Now if so, then of course our Mishnah can also go according to Rabbi Ishmael. At first we said that our Mishnah follows Rabbi Akiva, because Rabbi Akiva says that for karet one is flogged and for court-imposed death one is not flogged. And Rabbi Ishmael, after all, says that for both one is flogged. Now we see: no, Rabbi Ishmael too agrees that for court-imposed death one is not flogged. He only claims that if you warned him for lashes concerning an offense normally punishable by death, then he is flogged. But if you warned him for death—warned him for execution—then he is executed and not flogged. So the Mishnah can also follow Rabbi Ishmael.
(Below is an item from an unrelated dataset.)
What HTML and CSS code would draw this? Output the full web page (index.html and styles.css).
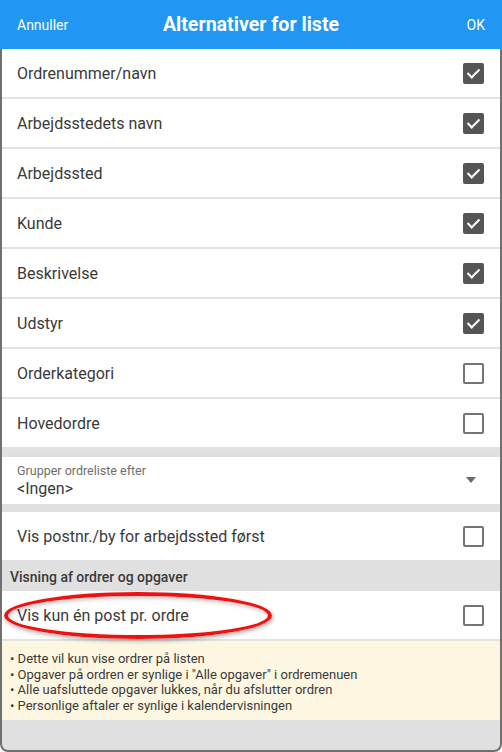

You might ask: so why didn’t they bring the offenses punishable by court-imposed death in the case where he was warned for lashes, for which according to Rabbi Ishmael he is also flogged? So why didn’t they bring that? Fine, that isn’t a difficulty. They didn’t bring it because that is not the normal punishment. Something odd happened there: he committed a capital offense, and by chance they warned him for lashes; the witnesses made a mistake. Fine. We are not dealing here with mistakes; we are dealing with the normal punishment given for offenses. So that is not difficult. Thus, in principle, the Mishnah can also go according to Rabbi Ishmael, according to Rava—not according to the final conclusion, but according to Rava. It’s a dispute. Fine?
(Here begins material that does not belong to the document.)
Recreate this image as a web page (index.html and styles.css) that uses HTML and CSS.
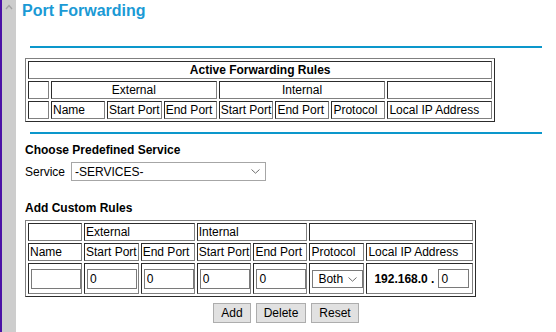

Up to this point, that is roughly the background I need from the passage. The rest—if you happen to go over it, great; if not, we’ll see it in the classes where it becomes relevant. From the next class onward we’ll move into broader topics. I’ll expand the points that came up in today’s class. We’ll talk a bit about punishment in general, we’ll discuss the question why repentance does not help for punishments of the earthly court, I’ll talk about “the greater liability applies,” warnings, all kinds of things like that. So, later. Okay. Questions or comments? Well done. Thank you very much. To the Moodle I’ll also upload a summary of the class and a recording of the class; in Talmud classes I also upload summaries. Excellent, thank you very much, thank you very much.